* [INFORMATION SHOWN]:

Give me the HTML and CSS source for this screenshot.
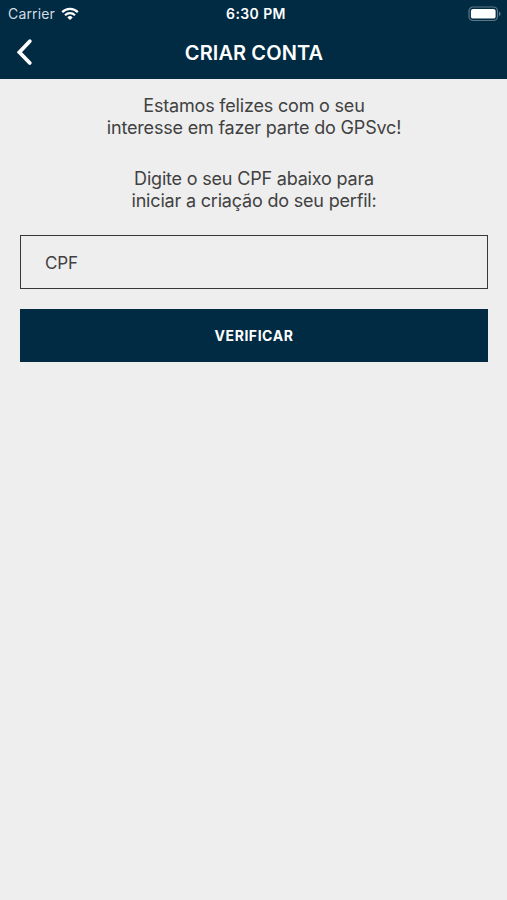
FILE: index.html
```html
<!DOCTYPE html>
<html lang="pt-BR">
<head>
<meta charset="utf-8">
<meta name="viewport" content="width=device-width, initial-scale=1">
<title>Criar conta</title>
<link rel="stylesheet" href="styles.css">
</head>
<body>
<header class="header">
  <div class="status">
    <div class="network">
      <span class="carrier">Carrier</span>
      <svg class="wifi" width="18" height="14" viewBox="0 0 18 14" fill="none" stroke="#fff" stroke-width="2.2">
        <path d="M1.2 5.1a11.1 11.1 0 0 1 15.6 0"/>
        <path d="M4 8.2a7.2 7.2 0 0 1 10 0"/>
        <path d="M9 13L6.3 10.4a3.9 3.9 0 0 1 5.4 0Z" fill="#fff" stroke="none"/>
      </svg>
    </div>
    <span class="time">6:30 PM</span>
    <svg class="battery" width="33" height="16" viewBox="0 0 33 16">
      <rect x="1" y="1" width="28.5" height="13.5" rx="4" fill="none" stroke="#5d7889" stroke-width="1.2"/>
      <rect x="2.9" y="2.9" width="24.7" height="9.7" rx="2.2" fill="#fff"/>
      <path d="M31 5.4q1.6.6 1.6 2.4T31 10.2Z" fill="#5d7889"/>
    </svg>
  </div>
  <nav class="navbar">
    <svg class="back" width="18" height="28" viewBox="0 0 18 28" fill="none" stroke="#fff" stroke-width="3.8" stroke-linecap="round" stroke-linejoin="miter">
      <path d="M14.8 3.2L4.4 14.2L14.8 25"/>
    </svg>
    <h1 class="title">CRIAR CONTA</h1>
  </nav>
</header>
<main class="content">
  <p class="message">Estamos felizes com o seu<br>interesse em fazer parte do GPSvc!</p>
  <p class="message prompt">Digite o seu CPF abaixo para<br>iniciar a criação do seu perfil:</p>
  <div class="field">CPF</div>
  <button class="submit" type="button">VERIFICAR</button>
</main>
</body>
</html>
```

FILE: styles.css
```css
* {
  box-sizing: border-box;
}

body {
  margin: 0;
  min-height: 900px;
  background: #eeeeee;
  color: #414141;
  font-family: Inter, "Liberation Sans", sans-serif;
}

.header {
  height: 79px;
  background: #002b43;
  color: #fff;
}

.status {
  display: grid;
  grid-template-columns: 1fr auto 1fr;
  align-items: center;
  height: 27px;
  padding: 0 6px 0 8px;
}

.network {
  display: flex;
  align-items: center;
  gap: 6px;
}

.carrier {
  color: #d3dce2;
  font-size: 14px;
  letter-spacing: 0.15px;
}

.time {
  padding-left: 3px;
  font-size: 14px;
  font-weight: 600;
  letter-spacing: 0.4px;
}

.battery {
  justify-self: end;
}

.navbar {
  display: grid;
  grid-template-columns: 18px 1fr 18px;
  align-items: center;
  height: 50px;
  padding: 0 15px;
}

.title {
  margin: 0;
  padding: 2px 0 0 1px;
  font-size: 20px;
  font-weight: 600;
  letter-spacing: 0.1px;
  text-align: center;
}

.content {
  display: flex;
  flex-direction: column;
  padding: 16px 19px 0 20px;
}

.message {
  margin: 0;
  font-size: 18px;
  letter-spacing: -0.19px;
  line-height: 21.5px;
  text-align: center;
}

.prompt {
  margin-top: 30px;
}

.field {
  display: flex;
  align-items: center;
  height: 54px;
  margin-top: 24px;
  padding: 2px 24px 0;
  border: 1.5px solid #383838;
  font-size: 17px;
  letter-spacing: -0.2px;
}

.submit {
  height: 53px;
  margin-top: 20px;
  padding: 0;
  border: 0;
  background: #002b43;
  color: #fff;
  font: 700 14px Inter, "Liberation Sans", sans-serif;
  letter-spacing: 0.55px;
}
```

* [EXERCISE]:
Keep the pictures out of the copy and write out the data exactly as it stands.

* [WRITTEN ANSWER]:
Give me the HTML and CSS source for this screenshot.
FILE: index.html
```html
<!DOCTYPE html>
<html lang="pt-BR">
<head>
<meta charset="utf-8">
<meta name="viewport" content="width=device-width, initial-scale=1">
<title>Criar conta</title>
<link rel="stylesheet" href="styles.css">
</head>
<body>
<header class="header">
  <div class="status">
    <div class="network">
      <span class="carrier">Carrier</span>
      <svg class="wifi" width="18" height="14" viewBox="0 0 18 14" fill="none" stroke="#fff" stroke-width="2.2">
        <path d="M1.2 5.1a11.1 11.1 0 0 1 15.6 0"/>
        <path d="M4 8.2a7.2 7.2 0 0 1 10 0"/>
        <path d="M9 13L6.3 10.4a3.9 3.9 0 0 1 5.4 0Z" fill="#fff" stroke="none"/>
      </svg>
    </div>
    <span class="time">6:30 PM</span>
    <svg class="battery" width="33" height="16" viewBox="0 0 33 16">
      <rect x="1" y="1" width="28.5" height="13.5" rx="4" fill="none" stroke="#5d7889" stroke-width="1.2"/>
      <rect x="2.9" y="2.9" width="24.7" height="9.7" rx="2.2" fill="#fff"/>
      <path d="M31 5.4q1.6.6 1.6 2.4T31 10.2Z" fill="#5d7889"/>
    </svg>
  </div>
  <nav class="navbar">
    <svg class="back" width="18" height="28" viewBox="0 0 18 28" fill="none" stroke="#fff" stroke-width="3.8" stroke-linecap="round" stroke-linejoin="miter">
      <path d="M14.8 3.2L4.4 14.2L14.8 25"/>
    </svg>
    <h1 class="title">CRIAR CONTA</h1>
  </nav>
</header>
<main class="content">
  <p class="message">Estamos felizes com o seu<br>interesse em fazer parte do GPSvc!</p>
  <p class="message prompt">Digite o seu CPF abaixo para<br>iniciar a criação do seu perfil:</p>
  <div class="field">CPF</div>
  <button class="submit" type="button">VERIFICAR</button>
</main>
</body>
</html>
```

FILE: styles.css
```css
* {
  box-sizing: border-box;
}

body {
  margin: 0;
  min-height: 900px;
  background: #eeeeee;
  color: #414141;
  font-family: Inter, "Liberation Sans", sans-serif;
}

.header {
  height: 79px;
  background: #002b43;
  color: #fff;
}

.status {
  display: grid;
  grid-template-columns: 1fr auto 1fr;
  align-items: center;
  height: 27px;
  padding: 0 6px 0 8px;
}

.network {
  display: flex;
  align-items: center;
  gap: 6px;
}

.carrier {
  color: #d3dce2;
  font-size: 14px;
  letter-spacing: 0.15px;
}

.time {
  padding-left: 3px;
  font-size: 14px;
  font-weight: 600;
  letter-spacing: 0.4px;
}

.battery {
  justify-self: end;
}

.navbar {
  display: grid;
  grid-template-columns: 18px 1fr 18px;
  align-items: center;
  height: 50px;
  padding: 0 15px;
}

.title {
  margin: 0;
  padding: 2px 0 0 1px;
  font-size: 20px;
  font-weight: 600;
  letter-spacing: 0.1px;
  text-align: center;
}

.content {
  display: flex;
  flex-direction: column;
  padding: 16px 19px 0 20px;
}

.message {
  margin: 0;
  font-size: 18px;
  letter-spacing: -0.19px;
  line-height: 21.5px;
  text-align: center;
}

.prompt {
  margin-top: 30px;
}

.field {
  display: flex;
  align-items: center;
  height: 54px;
  margin-top: 24px;
  padding: 2px 24px 0;
  border: 1.5px solid #383838;
  font-size: 17px;
  letter-spacing: -0.2px;
}

.submit {
  height: 53px;
  margin-top: 20px;
  padding: 0;
  border: 0;
  background: #002b43;
  color: #fff;
  font: 700 14px Inter, "Liberation Sans", sans-serif;
  letter-spacing: 0.55px;
}
```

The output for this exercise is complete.